Execution produces results - proof the community needs to strengthen their conviction.
Scale reinforces the founder’s story, garners more believers, and the viral loop continues.
The market rewards founders who can convert storytelling into operational leverage.
Operational Leverage
Despite me using the phrase throughout this post, I honestly think “building a cult” has become a meme, and a bit a cringey.
However, the reason it has become a memetic, over-used idea is because it has a kernel of truth in it.
That truth is about the power that founders have when they generate deep belief in their company among investors, customers, partners, and the broader public.
Belief that goes beyond the numbers and the product - but rather to the long-term vision of the company.
Generating that level of conviction is about creating a feedback loop between story and execution.
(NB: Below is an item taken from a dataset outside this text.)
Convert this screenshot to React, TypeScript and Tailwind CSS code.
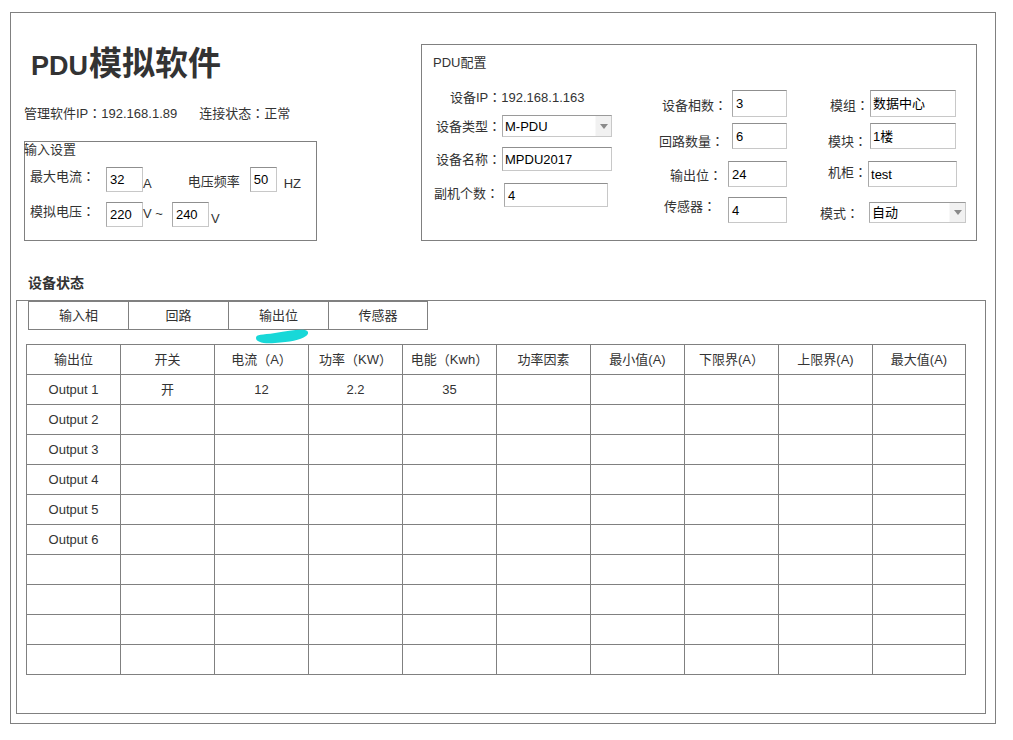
import React from "react";

function fw(s: string): React.ReactNode {
  const parts = s.split(/([：（）])/);
  return parts.map((p, i) =>
    p === "：" || p === "（" || p === "）" ? (
      <span key={i} className="font-['Noto_Sans_CJK_TC',sans-serif]">
        {p}
      </span>
    ) : (
      <React.Fragment key={i}>{p}</React.Fragment>
    )
  );
}

const inputCls =
  "flex items-center px-[2px] border border-[#c8c8c8] border-t-[#8f8f8f] border-l-[#a9a9a9] bg-white text-black text-[13px] leading-none";

function Box({ w, h, children, className = "" }: { w: string; h: string; children?: React.ReactNode; className?: string }) {
  return <div className={`${inputCls} ${w} ${h} ${className}`}>{children}</div>;
}

function Select({ w, h, value }: { w: string; h: string; value: string }) {
  return (
    <div className={`flex ${w} ${h} border border-[#c8c8c8] border-t-[#9a9a9a] border-l-[#ababab] bg-white text-black text-[13px]`}>
      <div className="flex-1 flex items-center pl-[2px] leading-none">{value}</div>
      <div className="w-[16px] bg-[#f1f1f1] border-l border-l-[#f8f8f8] flex items-center justify-center">
        <span className="w-0 h-0 border-l-[4px] border-r-[4px] border-t-[5px] border-l-transparent border-r-transparent border-t-[#8a8a8a]" />
      </div>
    </div>
  );
}

const headers = ["输出位", "开关", "电流（A）", "功率（KW）", "电能（Kwh）", "功率因素", "最小值(A)", "下限界(A）", "上限界(A)", "最大值(A)"];

const rows: string[][] = [
  ["Output 1", "开", "12", "2.2", "35", "", "", "", "", ""],
  ["Output 2", "", "", "", "", "", "", "", "", ""],
  ["Output 3", "", "", "", "", "", "", "", "", ""],
  ["Output 4", "", "", "", "", "", "", "", "", ""],
  ["Output 5", "", "", "", "", "", "", "", "", ""],
  ["Output 6", "", "", "", "", "", "", "", "", ""],
  ["", "", "", "", "", "", "", "", "", ""],
  ["", "", "", "", "", "", "", "", "", ""],
  ["", "", "", "", "", "", "", "", "", ""],
  ["", "", "", "", "", "", "", "", "", ""],
];

export default function App() {
  return (
    <div className="relative w-[1013px] h-[740px] bg-white pt-[12px] pl-[10px] text-[13px] text-[#333] font-['Liberation_Sans','Noto_Sans_CJK_SC',sans-serif]">
      <div className="w-[986px] h-[712px] border border-[#808080]">
        {/* top section */}
        <div className="flex items-start">
          {/* left */}
          <div className="w-[410px] pl-[13px] flex flex-col">
            <div className="mt-[30px] ml-[7px] h-[36px] leading-[36px] font-bold text-[33px] text-[#333] whitespace-nowrap">
              <span className="text-[27px] font-['Liberation_Sans',sans-serif]">PDU</span>
              <span className="ml-[1px] font-['Noto_Sans_CJK_SC',sans-serif]">模拟软件</span>
            </div>
            <div className="mt-[25px] leading-[18px] h-[18px] whitespace-nowrap">
              <span>{fw("管理软件IP：192.168.1.89")}</span>
              <span className="ml-[22px]">{fw("连接状态：正常")}</span>
            </div>
            <div className="mt-[19px] w-[293px] h-[100px] border border-[#808080] flex flex-col">
              <div className="-ml-[1px] leading-[16px] h-[16px]">输入设置</div>
              <div className="mt-[9px] h-[25px] flex items-start pl-[5px]">
                <span className="mt-[1px] leading-[16px]">{fw("最大电流：")}</span>
                <Box w="w-[37px]" h="h-[25px]" className="ml-[11px] pl-[3px]">32</Box>
                <span className="self-end leading-[16px]">A</span>
                <span className="ml-[36px] mt-[7px] leading-[16px]">电压频率</span>
                <Box w="w-[27px]" h="h-[25px]" className="ml-[10px] pl-[3px]">50</Box>
                <span className="ml-[7px] self-end leading-[16px]">HZ</span>
              </div>
              <div className="mt-[10px] h-[25px] flex items-start pl-[5px]">
                <span className="mt-[1px] leading-[16px]">{fw("模拟电压：")}</span>
                <Box w="w-[37px]" h="h-[25px]" className="ml-[11px] pl-[3px]">220</Box>
                <span className="mt-[4px] leading-[16px] whitespace-pre">V ~</span>
                <Box w="w-[37px]" h="h-[25px]" className="ml-[9px] pl-[3px]">240</Box>
                <span className="ml-[2px] self-end leading-[16px]">V</span>
              </div>
            </div>
          </div>

          {/* PDU config */}
          <div className="mt-[31px] w-[556px] h-[197px] border border-[#808080] flex">
            {/* col1 */}
            <div className="w-[218px] flex flex-col">
              <div className="mt-[9px] ml-[11px] leading-[18px] h-[18px]">PDU配置</div>
              <div className="mt-[16px] ml-[28px] leading-[18px] h-[18px]">{fw("设备IP：192.168.1.163")}</div>
              <div className="mt-[9px] ml-[14px] h-[22px] flex items-center">
                <span>{fw("设备类型：")}</span>
                <div className="ml-[1px]"><Select w="w-[110px]" h="h-[22px]" value="M-PDU" /></div>
              </div>
              <div className="mt-[10px] ml-[14px] h-[24px] flex items-center">
                <span>{fw("设备名称：")}</span>
                <Box w="w-[110px]" h="h-[24px]" className="ml-[1px]">MPDU2017</Box>
              </div>
              <div className="mt-[12px] ml-[12px] h-[24px] flex items-start">
                <span className="mt-[1px] leading-[18px]">{fw("副机个数：")}</span>
                <Box w="w-[104px]" h="h-[24px]" className="ml-[5px] pl-[3px]">4</Box>
              </div>
            </div>
            {/* col2 */}
            <div className="w-[160px] flex flex-col">
              <div className="mt-[45px] ml-[22px] h-[27px] flex items-start">
                <span className="mt-[6px] leading-[18px]">{fw("设备相数：")}</span>
                <Box w="w-[55px]" h="h-[27px]" className="ml-[5px] pl-[3px]">3</Box>
              </div>
              <div className="mt-[6px] ml-[19px] h-[26px] flex items-start">
                <span className="mt-[9px] leading-[18px]">{fw("回路数量：")}</span>
                <Box w="w-[55px]" h="h-[26px]" className="ml-[8px] pl-[3px]">6</Box>
              </div>
              <div className="mt-[12px] ml-[30px] h-[26px] flex items-start">
                <span className="mt-[5px] leading-[18px]">{fw("输出位：")}</span>
                <Box w="w-[59px]" h="h-[26px]" className="ml-[6px] pl-[3px]">24</Box>
              </div>
              <div className="mt-[10px] ml-[24px] h-[26px] flex items-start">
                <span className="mt-[0px] leading-[18px]">{fw("传感器：")}</span>
                <Box w="w-[59px]" h="h-[26px]" className="ml-[12px] pl-[3px]">4</Box>
              </div>
            </div>
            {/* col3 */}
            <div className="flex-1 flex flex-col">
              <div className="mt-[45px] ml-[30px] h-[27px] flex items-start">
                <span className="mt-[6px] leading-[18px]">{fw("模组：")}</span>
                <Box w="w-[86px]" h="h-[27px]" className="ml-[1px]">数据中心</Box>
              </div>
              <div className="mt-[6px] ml-[28px] h-[26px] flex items-start">
                <span className="mt-[9px] leading-[18px]">{fw("模块：")}</span>
                <Box w="w-[86px]" h="h-[26px]" className="ml-[3px]">1楼</Box>
              </div>
              <div className="mt-[12px] ml-[28px] h-[26px] flex items-start">
                <span className="mt-[2px] leading-[18px]">{fw("机柜：")}</span>
                <Box w="w-[89px]" h="h-[26px]" className="ml-[1px]">test</Box>
              </div>
              <div className="mt-[15px] ml-[20px] h-[21px] flex items-start">
                <span className="mt-[2px] leading-[18px]">{fw("模式：")}</span>
                <div className="ml-[10px]"><Select w="w-[97px]" h="h-[21px]" value="自动" /></div>
              </div>
            </div>
          </div>
        </div>

        {/* device status */}
        <div className="mt-[33px] ml-[17px] h-[18px] leading-[18px] text-[14px] font-bold text-[#333]">设备状态</div>
        <div className="mt-[8px] ml-[5px] w-[970px] h-[414px] border border-[#808080] flex flex-col">
          <div className="ml-[11px] flex h-[29px]">
            {["输入相", "回路", "输出位", "传感器"].map((t, i) => (
              <div
                key={t}
                className={`w-[100px] h-[29px] flex items-center justify-center border-t border-b border-l border-[#808080] ${i === 3 ? "border-r" : ""}`}
              >
                {t}
              </div>
            ))}
          </div>
          <div className="mt-[14px] ml-[9px] grid grid-cols-[repeat(9,94px)_93px] border-l border-t border-[#808080] w-max">
            {headers.map((h) => (
              <div key={h} className="h-[30px] flex items-center justify-center border-r border-b border-[#808080] whitespace-nowrap">
                {fw(h)}
              </div>
            ))}
            {rows.map((r, ri) =>
              r.map((c, ci) => (
                <div key={`${ri}-${ci}`} className="h-[30px] flex items-center justify-center border-r border-b border-[#808080] whitespace-nowrap">
                  {c}
                </div>
              ))
            )}
          </div>
        </div>
      </div>

      {/* annotation brush stroke */}
      <svg className="absolute left-[250px] top-[325px]" width="65" height="25" viewBox="250 325 65 25">
        <path
          d="M256,338 C256,334 262,335 275,333 C288,331 298,329 305,330 C309,331 309,334 306,336 C300,340 290,342 275,343 C263,344 256,342 256,338 Z"
          fill="#18d8d8"
        />
      </svg>
    </div>
  );
}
Story creates permission from the public. Proof renews their belief with greater conviction. When done right, belief can lower the cost of distribution, capital, and talent. It ultimately can compress the distance between vision and execution, the future and the present.
“Building a cult” is how founders convert story-telling into operational leverage, which can become a competitive advantage. Which in the current age of AI, abundant capital, and existential questions about how companies succeed in the future - is something we’re all looking for.
*Disclaimer: After fielding some questions about whether I’m justifying Palantir’s valuation - to be clear, I’m not - my point here is not that Palantir’s valuation is justified by Karp’s aura. It’s entirely possible Palantir’s valuation compresses 70–90% if the stock market turns. That wouldn’t disprove the point. A cult-driven multiple isn’t necessarily permanent, nor is it a moat, but it does buy time for a company to drive execution with lower transaction costs.